Posted in Happiness, Marriage, Relationships, Weekend Reflections by PCraig on February 26, 2014

Those who are married all worked to get there.  Why is it after we’re married many of us stop working?  Sometimes it’s because we start working on something else:  kids, the office, golf game, working out, or decorating a house.  Too often, we forget to work on the foundation of our marriage.

Marriage may not be the easiest thing to be good at, but I think it can become the greatest thing this side of heaven.  It’s funny how we can get up have the coffee, rush to work, look as good as we can, make the calls, take initiative, bag the clients and that all takes work.  What if you took that same energy and effort and put it into your marriage?  Many of us would get fired if we treated the work site like we do our home life.

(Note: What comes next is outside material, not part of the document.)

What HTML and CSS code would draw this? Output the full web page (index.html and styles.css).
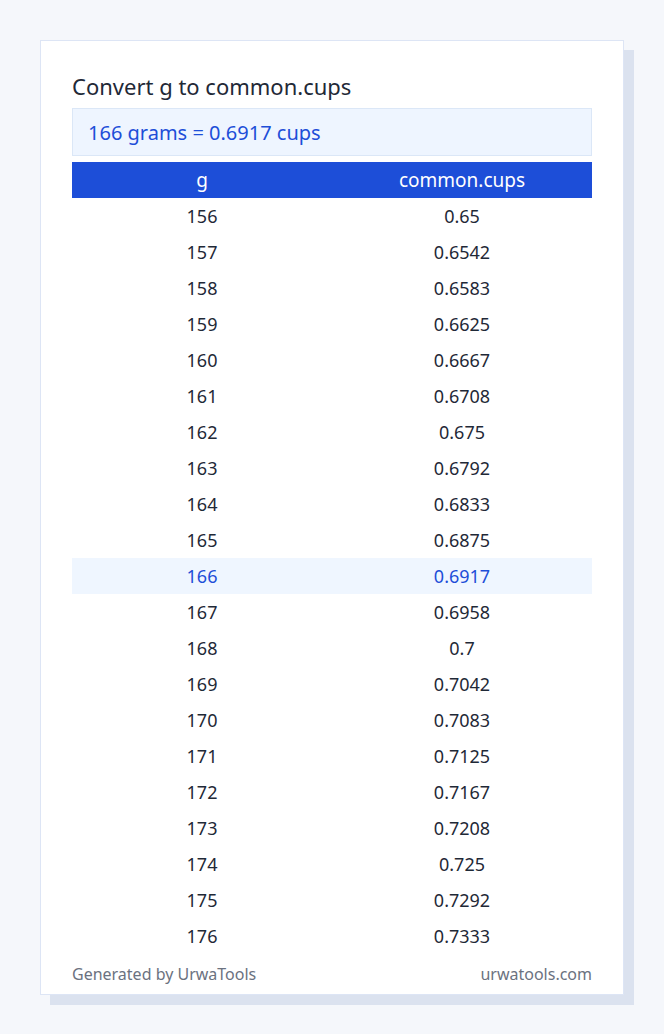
FILE: index.html
```html
<!DOCTYPE html>
<html lang="en">
<head>
<meta charset="utf-8">
<title>Convert g to common.cups</title>
<link rel="stylesheet" href="styles.css">
</head>
<body>
<div class="page">
  <div class="card">
    <h1 class="title">Convert g to common.cups</h1>
    <div class="result">166 grams = 0.6917 cups</div>
    <table class="table">
      <thead>
        <tr><th>g</th><th>common.cups</th></tr>
      </thead>
      <tbody>
        <tr><td>156</td><td>0.65</td></tr>
        <tr><td>157</td><td>0.6542</td></tr>
        <tr><td>158</td><td>0.6583</td></tr>
        <tr><td>159</td><td>0.6625</td></tr>
        <tr><td>160</td><td>0.6667</td></tr>
        <tr><td>161</td><td>0.6708</td></tr>
        <tr><td>162</td><td>0.675</td></tr>
        <tr><td>163</td><td>0.6792</td></tr>
        <tr><td>164</td><td>0.6833</td></tr>
        <tr><td>165</td><td>0.6875</td></tr>
        <tr class="active"><td>166</td><td>0.6917</td></tr>
        <tr><td>167</td><td>0.6958</td></tr>
        <tr><td>168</td><td>0.7</td></tr>
        <tr><td>169</td><td>0.7042</td></tr>
        <tr><td>170</td><td>0.7083</td></tr>
        <tr><td>171</td><td>0.7125</td></tr>
        <tr><td>172</td><td>0.7167</td></tr>
        <tr><td>173</td><td>0.7208</td></tr>
        <tr><td>174</td><td>0.725</td></tr>
        <tr><td>175</td><td>0.7292</td></tr>
        <tr><td>176</td><td>0.7333</td></tr>
      </tbody>
    </table>
    <div class="footer">
      <span>Generated by UrwaTools</span>
      <span>urwatools.com</span>
    </div>
  </div>
</div>
</body>
</html>
```

FILE: styles.css
```css
html, body {
  margin: 0;
  padding: 0;
  background: #f5f7fb;
  font-family: "Noto Sans", "Open Sans", sans-serif;
}

.page {
  padding: 40px;
  width: 584px;
}

.card {
  background: #ffffff;
  border: 1px solid #dde5f5;
  box-shadow: 10px 10px 0 #dbe2ef;
  padding: 31px 31px 9px;
}

.title {
  margin: 0;
  font-size: 22px;
  font-weight: 400;
  line-height: 28px;
  color: #1f2937;
}

.result {
  margin-top: 8px;
  height: 46px;
  display: flex;
  align-items: center;
  padding: 0 15px;
  background: #eef5ff;
  border: 1px solid #dbe7f7;
  color: #1d4ed8;
  font-size: 20px;
}

.table {
  margin-top: 6px;
  width: 100%;
  border-collapse: collapse;
  table-layout: fixed;
  font-size: 18px;
}

.table th {
  height: 36px;
  padding: 0;
  background: #1d4ed8;
  color: #ffffff;
  font-weight: 400;
  font-size: 19px;
  text-align: center;
}

.table td {
  height: 36px;
  padding: 0;
  text-align: center;
  color: #1f2937;
}

.table tr.active td {
  background: #eff6ff;
  color: #1d4ed8;
}

.footer {
  display: flex;
  justify-content: space-between;
  padding: 9px 0 0;
  font-size: 16px;
  line-height: 22px;
  color: #6b7280;
}
```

Here’s some things to work on to improve your marriage:

  • Your relationship with God.  The Holy Spirit can do wonders on us to bring about the necessary change we need.
  • Read the Bible.  God’s Word is an incredible marriage manual.  (Proverbs, Song of Songs, Ephesians 5 & 6 are some favorites)
  • Pray for your spouse.  There is power in prayer and it’s hard to stay mad at someone you’re praying for.
  • Read marriage books.  Like Shaunti Feldhahn’s books that was our guest just last Sunday.
  • Work at being a good listener.  Put down the phone, iPad, and whatever else and give your undivided attention to your mate.
  • Love your mate as they desire to be loved, not using your love language.   (See Five Love Languages by Gary Chapman for more on this)
  • Guard your thoughts and keep them positive about your spouse.  (Use Philippians 4:8 as a guide)

That’s a great “to-do” list.  I wish I could say I’ve got all these down, but I will say, I am still working on them and for nearly 30 years it’s worked for us!